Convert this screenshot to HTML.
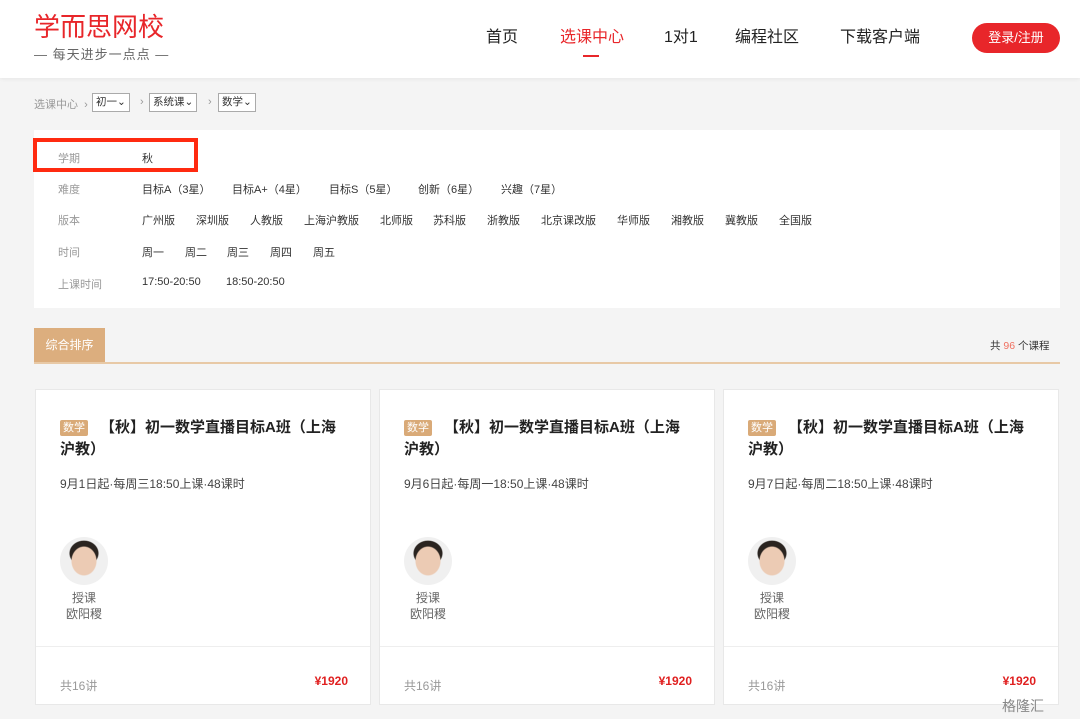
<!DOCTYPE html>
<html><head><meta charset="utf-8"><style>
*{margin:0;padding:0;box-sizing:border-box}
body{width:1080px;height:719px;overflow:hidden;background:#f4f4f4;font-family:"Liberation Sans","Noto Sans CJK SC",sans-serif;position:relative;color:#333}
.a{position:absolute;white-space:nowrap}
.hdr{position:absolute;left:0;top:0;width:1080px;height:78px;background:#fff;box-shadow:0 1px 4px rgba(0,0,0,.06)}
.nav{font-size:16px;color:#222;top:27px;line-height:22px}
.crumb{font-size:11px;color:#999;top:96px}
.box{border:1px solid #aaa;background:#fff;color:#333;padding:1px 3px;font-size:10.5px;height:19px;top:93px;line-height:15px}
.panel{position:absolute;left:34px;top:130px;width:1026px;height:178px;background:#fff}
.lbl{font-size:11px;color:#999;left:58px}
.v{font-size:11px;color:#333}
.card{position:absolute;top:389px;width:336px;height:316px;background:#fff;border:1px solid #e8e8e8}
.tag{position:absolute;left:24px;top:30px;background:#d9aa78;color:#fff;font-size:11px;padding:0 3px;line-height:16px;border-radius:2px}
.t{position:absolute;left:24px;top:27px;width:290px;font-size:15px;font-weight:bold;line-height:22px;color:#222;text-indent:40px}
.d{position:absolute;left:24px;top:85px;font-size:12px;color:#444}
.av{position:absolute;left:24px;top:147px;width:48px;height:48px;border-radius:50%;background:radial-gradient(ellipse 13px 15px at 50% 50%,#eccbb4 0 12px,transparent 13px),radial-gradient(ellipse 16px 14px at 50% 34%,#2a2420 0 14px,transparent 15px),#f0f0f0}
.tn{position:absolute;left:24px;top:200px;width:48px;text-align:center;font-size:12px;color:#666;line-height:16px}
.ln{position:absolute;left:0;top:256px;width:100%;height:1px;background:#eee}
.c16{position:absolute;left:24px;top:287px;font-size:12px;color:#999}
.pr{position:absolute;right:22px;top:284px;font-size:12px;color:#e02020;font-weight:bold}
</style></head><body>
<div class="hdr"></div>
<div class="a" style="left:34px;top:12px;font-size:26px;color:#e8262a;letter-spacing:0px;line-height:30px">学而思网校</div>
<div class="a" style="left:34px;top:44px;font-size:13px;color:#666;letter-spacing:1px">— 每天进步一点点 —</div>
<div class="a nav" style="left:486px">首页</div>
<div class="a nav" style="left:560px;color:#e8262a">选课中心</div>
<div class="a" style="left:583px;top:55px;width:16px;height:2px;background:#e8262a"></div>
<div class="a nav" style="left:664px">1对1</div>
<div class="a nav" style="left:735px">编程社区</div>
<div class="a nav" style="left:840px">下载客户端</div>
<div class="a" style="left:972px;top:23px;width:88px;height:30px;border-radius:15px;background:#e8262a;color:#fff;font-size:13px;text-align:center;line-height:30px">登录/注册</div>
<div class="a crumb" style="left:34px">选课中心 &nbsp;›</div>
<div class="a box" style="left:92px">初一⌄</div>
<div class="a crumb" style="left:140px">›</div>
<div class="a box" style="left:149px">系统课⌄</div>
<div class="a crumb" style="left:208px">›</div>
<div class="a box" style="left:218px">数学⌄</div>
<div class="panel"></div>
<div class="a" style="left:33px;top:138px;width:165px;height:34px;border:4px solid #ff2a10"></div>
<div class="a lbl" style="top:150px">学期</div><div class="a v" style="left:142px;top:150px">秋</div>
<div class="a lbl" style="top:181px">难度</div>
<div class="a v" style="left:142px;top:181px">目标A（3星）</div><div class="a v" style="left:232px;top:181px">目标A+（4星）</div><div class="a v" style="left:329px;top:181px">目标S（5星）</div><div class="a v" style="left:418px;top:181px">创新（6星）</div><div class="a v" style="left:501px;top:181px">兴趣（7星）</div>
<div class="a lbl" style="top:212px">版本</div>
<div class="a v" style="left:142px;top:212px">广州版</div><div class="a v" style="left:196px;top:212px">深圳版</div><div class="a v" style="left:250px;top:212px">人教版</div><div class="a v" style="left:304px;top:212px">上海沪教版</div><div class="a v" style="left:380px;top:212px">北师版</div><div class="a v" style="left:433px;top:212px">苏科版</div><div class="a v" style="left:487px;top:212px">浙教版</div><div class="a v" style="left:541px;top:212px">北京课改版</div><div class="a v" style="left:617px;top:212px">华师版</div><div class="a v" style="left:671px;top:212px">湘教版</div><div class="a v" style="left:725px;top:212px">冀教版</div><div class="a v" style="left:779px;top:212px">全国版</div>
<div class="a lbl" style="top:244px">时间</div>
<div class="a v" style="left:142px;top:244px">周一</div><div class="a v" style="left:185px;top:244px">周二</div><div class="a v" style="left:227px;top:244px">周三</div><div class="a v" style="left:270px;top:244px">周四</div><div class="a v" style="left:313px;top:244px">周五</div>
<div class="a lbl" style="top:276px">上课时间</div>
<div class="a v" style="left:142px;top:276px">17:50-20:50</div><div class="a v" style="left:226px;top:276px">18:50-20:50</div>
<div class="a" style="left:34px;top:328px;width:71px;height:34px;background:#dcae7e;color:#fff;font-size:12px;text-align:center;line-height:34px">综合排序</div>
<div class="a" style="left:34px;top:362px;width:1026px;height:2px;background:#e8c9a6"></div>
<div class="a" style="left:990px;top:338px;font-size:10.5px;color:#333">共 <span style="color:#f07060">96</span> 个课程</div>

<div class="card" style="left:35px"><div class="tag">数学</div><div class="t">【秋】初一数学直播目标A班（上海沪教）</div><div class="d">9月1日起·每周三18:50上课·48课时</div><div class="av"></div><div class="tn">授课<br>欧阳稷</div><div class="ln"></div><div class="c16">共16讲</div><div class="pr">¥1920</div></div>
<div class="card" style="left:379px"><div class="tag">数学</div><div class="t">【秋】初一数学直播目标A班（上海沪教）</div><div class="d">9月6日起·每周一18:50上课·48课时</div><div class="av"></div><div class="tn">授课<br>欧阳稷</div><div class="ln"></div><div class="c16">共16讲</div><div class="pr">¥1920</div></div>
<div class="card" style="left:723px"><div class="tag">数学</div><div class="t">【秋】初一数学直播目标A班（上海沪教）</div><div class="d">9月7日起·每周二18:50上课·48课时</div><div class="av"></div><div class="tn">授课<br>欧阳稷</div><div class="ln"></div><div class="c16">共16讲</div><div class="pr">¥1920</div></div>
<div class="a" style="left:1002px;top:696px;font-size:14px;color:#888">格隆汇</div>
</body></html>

=-=-=

The material above must be printed exactly, with its pictures left out.

Convert this screenshot to HTML.
<!DOCTYPE html>
<html><head><meta charset="utf-8"><style>
*{margin:0;padding:0;box-sizing:border-box}
body{width:1080px;height:719px;overflow:hidden;background:#f4f4f4;font-family:"Liberation Sans","Noto Sans CJK SC",sans-serif;position:relative;color:#333}
.a{position:absolute;white-space:nowrap}
.hdr{position:absolute;left:0;top:0;width:1080px;height:78px;background:#fff;box-shadow:0 1px 4px rgba(0,0,0,.06)}
.nav{font-size:16px;color:#222;top:27px;line-height:22px}
.crumb{font-size:11px;color:#999;top:96px}
.box{border:1px solid #aaa;background:#fff;color:#333;padding:1px 3px;font-size:10.5px;height:19px;top:93px;line-height:15px}
.panel{position:absolute;left:34px;top:130px;width:1026px;height:178px;background:#fff}
.lbl{font-size:11px;color:#999;left:58px}
.v{font-size:11px;color:#333}
.card{position:absolute;top:389px;width:336px;height:316px;background:#fff;border:1px solid #e8e8e8}
.tag{position:absolute;left:24px;top:30px;background:#d9aa78;color:#fff;font-size:11px;padding:0 3px;line-height:16px;border-radius:2px}
.t{position:absolute;left:24px;top:27px;width:290px;font-size:15px;font-weight:bold;line-height:22px;color:#222;text-indent:40px}
.d{position:absolute;left:24px;top:85px;font-size:12px;color:#444}
.av{position:absolute;left:24px;top:147px;width:48px;height:48px;border-radius:50%;background:radial-gradient(ellipse 13px 15px at 50% 50%,#eccbb4 0 12px,transparent 13px),radial-gradient(ellipse 16px 14px at 50% 34%,#2a2420 0 14px,transparent 15px),#f0f0f0}
.tn{position:absolute;left:24px;top:200px;width:48px;text-align:center;font-size:12px;color:#666;line-height:16px}
.ln{position:absolute;left:0;top:256px;width:100%;height:1px;background:#eee}
.c16{position:absolute;left:24px;top:287px;font-size:12px;color:#999}
.pr{position:absolute;right:22px;top:284px;font-size:12px;color:#e02020;font-weight:bold}
</style></head><body>
<div class="hdr"></div>
<div class="a" style="left:34px;top:12px;font-size:26px;color:#e8262a;letter-spacing:0px;line-height:30px">学而思网校</div>
<div class="a" style="left:34px;top:44px;font-size:13px;color:#666;letter-spacing:1px">— 每天进步一点点 —</div>
<div class="a nav" style="left:486px">首页</div>
<div class="a nav" style="left:560px;color:#e8262a">选课中心</div>
<div class="a" style="left:583px;top:55px;width:16px;height:2px;background:#e8262a"></div>
<div class="a nav" style="left:664px">1对1</div>
<div class="a nav" style="left:735px">编程社区</div>
<div class="a nav" style="left:840px">下载客户端</div>
<div class="a" style="left:972px;top:23px;width:88px;height:30px;border-radius:15px;background:#e8262a;color:#fff;font-size:13px;text-align:center;line-height:30px">登录/注册</div>
<div class="a crumb" style="left:34px">选课中心 &nbsp;›</div>
<div class="a box" style="left:92px">初一⌄</div>
<div class="a crumb" style="left:140px">›</div>
<div class="a box" style="left:149px">系统课⌄</div>
<div class="a crumb" style="left:208px">›</div>
<div class="a box" style="left:218px">数学⌄</div>
<div class="panel"></div>
<div class="a" style="left:33px;top:138px;width:165px;height:34px;border:4px solid #ff2a10"></div>
<div class="a lbl" style="top:150px">学期</div><div class="a v" style="left:142px;top:150px">秋</div>
<div class="a lbl" style="top:181px">难度</div>
<div class="a v" style="left:142px;top:181px">目标A（3星）</div><div class="a v" style="left:232px;top:181px">目标A+（4星）</div><div class="a v" style="left:329px;top:181px">目标S（5星）</div><div class="a v" style="left:418px;top:181px">创新（6星）</div><div class="a v" style="left:501px;top:181px">兴趣（7星）</div>
<div class="a lbl" style="top:212px">版本</div>
<div class="a v" style="left:142px;top:212px">广州版</div><div class="a v" style="left:196px;top:212px">深圳版</div><div class="a v" style="left:250px;top:212px">人教版</div><div class="a v" style="left:304px;top:212px">上海沪教版</div><div class="a v" style="left:380px;top:212px">北师版</div><div class="a v" style="left:433px;top:212px">苏科版</div><div class="a v" style="left:487px;top:212px">浙教版</div><div class="a v" style="left:541px;top:212px">北京课改版</div><div class="a v" style="left:617px;top:212px">华师版</div><div class="a v" style="left:671px;top:212px">湘教版</div><div class="a v" style="left:725px;top:212px">冀教版</div><div class="a v" style="left:779px;top:212px">全国版</div>
<div class="a lbl" style="top:244px">时间</div>
<div class="a v" style="left:142px;top:244px">周一</div><div class="a v" style="left:185px;top:244px">周二</div><div class="a v" style="left:227px;top:244px">周三</div><div class="a v" style="left:270px;top:244px">周四</div><div class="a v" style="left:313px;top:244px">周五</div>
<div class="a lbl" style="top:276px">上课时间</div>
<div class="a v" style="left:142px;top:276px">17:50-20:50</div><div class="a v" style="left:226px;top:276px">18:50-20:50</div>
<div class="a" style="left:34px;top:328px;width:71px;height:34px;background:#dcae7e;color:#fff;font-size:12px;text-align:center;line-height:34px">综合排序</div>
<div class="a" style="left:34px;top:362px;width:1026px;height:2px;background:#e8c9a6"></div>
<div class="a" style="left:990px;top:338px;font-size:10.5px;color:#333">共 <span style="color:#f07060">96</span> 个课程</div>

<div class="card" style="left:35px"><div class="tag">数学</div><div class="t">【秋】初一数学直播目标A班（上海沪教）</div><div class="d">9月1日起·每周三18:50上课·48课时</div><div class="av"></div><div class="tn">授课<br>欧阳稷</div><div class="ln"></div><div class="c16">共16讲</div><div class="pr">¥1920</div></div>
<div class="card" style="left:379px"><div class="tag">数学</div><div class="t">【秋】初一数学直播目标A班（上海沪教）</div><div class="d">9月6日起·每周一18:50上课·48课时</div><div class="av"></div><div class="tn">授课<br>欧阳稷</div><div class="ln"></div><div class="c16">共16讲</div><div class="pr">¥1920</div></div>
<div class="card" style="left:723px"><div class="tag">数学</div><div class="t">【秋】初一数学直播目标A班（上海沪教）</div><div class="d">9月7日起·每周二18:50上课·48课时</div><div class="av"></div><div class="tn">授课<br>欧阳稷</div><div class="ln"></div><div class="c16">共16讲</div><div class="pr">¥1920</div></div>
<div class="a" style="left:1002px;top:696px;font-size:14px;color:#888">格隆汇</div>
</body></html>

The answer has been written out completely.